**The request:** Output exactly the lines from the line containing "Output the component" through the line containing "border-[#dddddd] p-0 text-center", inclusive, and omit any pictures.

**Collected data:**
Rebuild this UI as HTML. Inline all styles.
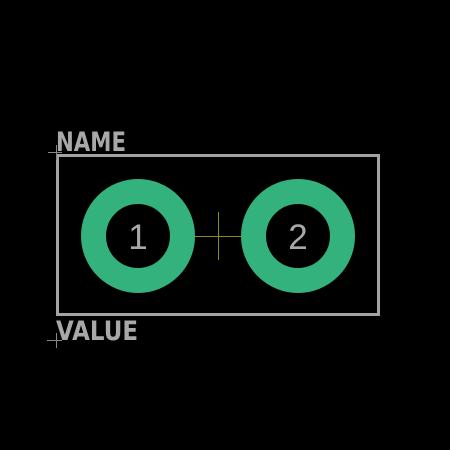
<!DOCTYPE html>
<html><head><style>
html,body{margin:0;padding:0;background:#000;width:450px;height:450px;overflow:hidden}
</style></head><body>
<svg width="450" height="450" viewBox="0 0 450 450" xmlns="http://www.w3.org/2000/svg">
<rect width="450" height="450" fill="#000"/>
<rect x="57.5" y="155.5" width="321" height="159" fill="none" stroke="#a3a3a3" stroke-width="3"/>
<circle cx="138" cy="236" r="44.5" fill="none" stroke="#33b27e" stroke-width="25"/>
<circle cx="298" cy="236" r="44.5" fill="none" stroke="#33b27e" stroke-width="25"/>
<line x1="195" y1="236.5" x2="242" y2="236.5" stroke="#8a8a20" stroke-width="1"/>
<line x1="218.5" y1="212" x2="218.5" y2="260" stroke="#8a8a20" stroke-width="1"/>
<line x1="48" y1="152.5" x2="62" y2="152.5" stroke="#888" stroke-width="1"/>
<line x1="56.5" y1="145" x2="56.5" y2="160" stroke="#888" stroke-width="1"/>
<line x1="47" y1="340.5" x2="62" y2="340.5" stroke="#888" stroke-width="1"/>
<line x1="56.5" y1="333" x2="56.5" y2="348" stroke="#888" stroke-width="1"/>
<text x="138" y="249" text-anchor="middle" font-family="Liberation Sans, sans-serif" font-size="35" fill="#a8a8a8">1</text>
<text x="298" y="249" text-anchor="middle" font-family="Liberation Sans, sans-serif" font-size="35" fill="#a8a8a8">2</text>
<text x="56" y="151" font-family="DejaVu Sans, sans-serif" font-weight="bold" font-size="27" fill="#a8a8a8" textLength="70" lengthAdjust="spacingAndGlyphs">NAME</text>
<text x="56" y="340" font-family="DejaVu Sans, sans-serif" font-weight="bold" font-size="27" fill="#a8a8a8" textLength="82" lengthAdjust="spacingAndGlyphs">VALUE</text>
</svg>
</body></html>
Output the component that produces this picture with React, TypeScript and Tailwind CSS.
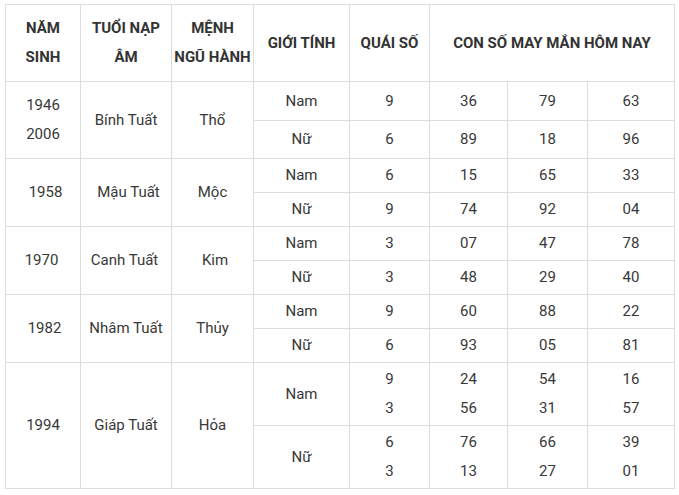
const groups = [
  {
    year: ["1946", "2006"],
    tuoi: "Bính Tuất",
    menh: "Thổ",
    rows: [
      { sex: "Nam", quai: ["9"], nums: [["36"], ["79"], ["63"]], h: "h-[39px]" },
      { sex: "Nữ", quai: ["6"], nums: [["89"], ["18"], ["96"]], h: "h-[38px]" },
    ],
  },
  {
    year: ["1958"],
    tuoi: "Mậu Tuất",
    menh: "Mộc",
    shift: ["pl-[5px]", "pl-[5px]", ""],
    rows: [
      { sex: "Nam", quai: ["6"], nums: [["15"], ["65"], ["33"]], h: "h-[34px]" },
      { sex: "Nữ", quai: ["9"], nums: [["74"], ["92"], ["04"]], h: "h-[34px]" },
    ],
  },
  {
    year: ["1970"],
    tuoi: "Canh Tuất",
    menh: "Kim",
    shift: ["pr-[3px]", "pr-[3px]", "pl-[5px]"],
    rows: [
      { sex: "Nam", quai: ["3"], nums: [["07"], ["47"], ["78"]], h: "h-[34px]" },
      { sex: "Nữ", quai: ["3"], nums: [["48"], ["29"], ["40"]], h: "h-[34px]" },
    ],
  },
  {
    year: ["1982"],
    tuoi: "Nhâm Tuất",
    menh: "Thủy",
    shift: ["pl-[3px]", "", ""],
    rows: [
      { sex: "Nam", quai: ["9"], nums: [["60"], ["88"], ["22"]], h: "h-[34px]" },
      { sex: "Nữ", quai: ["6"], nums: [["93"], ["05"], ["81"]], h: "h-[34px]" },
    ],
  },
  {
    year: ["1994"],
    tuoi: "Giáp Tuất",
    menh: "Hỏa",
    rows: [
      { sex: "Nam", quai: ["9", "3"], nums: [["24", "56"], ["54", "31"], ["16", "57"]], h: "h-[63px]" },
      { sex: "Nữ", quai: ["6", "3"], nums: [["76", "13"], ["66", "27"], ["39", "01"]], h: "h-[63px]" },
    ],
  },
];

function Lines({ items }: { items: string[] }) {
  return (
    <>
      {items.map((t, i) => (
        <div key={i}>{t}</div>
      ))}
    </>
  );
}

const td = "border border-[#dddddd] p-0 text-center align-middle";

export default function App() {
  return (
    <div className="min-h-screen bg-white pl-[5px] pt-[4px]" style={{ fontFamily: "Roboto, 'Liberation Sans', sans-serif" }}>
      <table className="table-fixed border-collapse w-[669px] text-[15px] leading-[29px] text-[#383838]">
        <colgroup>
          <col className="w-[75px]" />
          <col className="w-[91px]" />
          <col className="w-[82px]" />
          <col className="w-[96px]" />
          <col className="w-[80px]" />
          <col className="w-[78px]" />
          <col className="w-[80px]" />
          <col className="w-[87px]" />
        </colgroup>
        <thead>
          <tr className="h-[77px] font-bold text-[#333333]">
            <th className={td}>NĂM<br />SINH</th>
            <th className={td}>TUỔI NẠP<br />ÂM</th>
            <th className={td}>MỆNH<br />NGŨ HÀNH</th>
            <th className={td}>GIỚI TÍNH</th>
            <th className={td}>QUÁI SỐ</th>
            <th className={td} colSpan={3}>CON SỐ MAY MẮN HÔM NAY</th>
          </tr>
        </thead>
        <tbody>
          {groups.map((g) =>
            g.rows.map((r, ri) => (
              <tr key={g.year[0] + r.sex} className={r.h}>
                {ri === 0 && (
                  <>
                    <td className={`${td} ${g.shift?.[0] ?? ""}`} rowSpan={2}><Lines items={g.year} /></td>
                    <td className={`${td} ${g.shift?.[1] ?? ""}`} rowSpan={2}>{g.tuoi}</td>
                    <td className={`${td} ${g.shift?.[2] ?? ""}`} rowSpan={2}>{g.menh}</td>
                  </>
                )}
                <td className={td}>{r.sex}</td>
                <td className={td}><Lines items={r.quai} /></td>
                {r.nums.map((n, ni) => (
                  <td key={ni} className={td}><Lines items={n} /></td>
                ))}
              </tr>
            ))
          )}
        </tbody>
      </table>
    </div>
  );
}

**Solution:**
Output the component that produces this picture with React, TypeScript and Tailwind CSS.
const groups = [
  {
    year: ["1946", "2006"],
    tuoi: "Bính Tuất",
    menh: "Thổ",
    rows: [
      { sex: "Nam", quai: ["9"], nums: [["36"], ["79"], ["63"]], h: "h-[39px]" },
      { sex: "Nữ", quai: ["6"], nums: [["89"], ["18"], ["96"]], h: "h-[38px]" },
    ],
  },
  {
    year: ["1958"],
    tuoi: "Mậu Tuất",
    menh: "Mộc",
    shift: ["pl-[5px]", "pl-[5px]", ""],
    rows: [
      { sex: "Nam", quai: ["6"], nums: [["15"], ["65"], ["33"]], h: "h-[34px]" },
      { sex: "Nữ", quai: ["9"], nums: [["74"], ["92"], ["04"]], h: "h-[34px]" },
    ],
  },
  {
    year: ["1970"],
    tuoi: "Canh Tuất",
    menh: "Kim",
    shift: ["pr-[3px]", "pr-[3px]", "pl-[5px]"],
    rows: [
      { sex: "Nam", quai: ["3"], nums: [["07"], ["47"], ["78"]], h: "h-[34px]" },
      { sex: "Nữ", quai: ["3"], nums: [["48"], ["29"], ["40"]], h: "h-[34px]" },
    ],
  },
  {
    year: ["1982"],
    tuoi: "Nhâm Tuất",
    menh: "Thủy",
    shift: ["pl-[3px]", "", ""],
    rows: [
      { sex: "Nam", quai: ["9"], nums: [["60"], ["88"], ["22"]], h: "h-[34px]" },
      { sex: "Nữ", quai: ["6"], nums: [["93"], ["05"], ["81"]], h: "h-[34px]" },
    ],
  },
  {
    year: ["1994"],
    tuoi: "Giáp Tuất",
    menh: "Hỏa",
    rows: [
      { sex: "Nam", quai: ["9", "3"], nums: [["24", "56"], ["54", "31"], ["16", "57"]], h: "h-[63px]" },
      { sex: "Nữ", quai: ["6", "3"], nums: [["76", "13"], ["66", "27"], ["39", "01"]], h: "h-[63px]" },
    ],
  },
];

function Lines({ items }: { items: string[] }) {
  return (
    <>
      {items.map((t, i) => (
        <div key={i}>{t}</div>
      ))}
    </>
  );
}

const td = "border border-[#dddddd] p-0 text-center align-middle";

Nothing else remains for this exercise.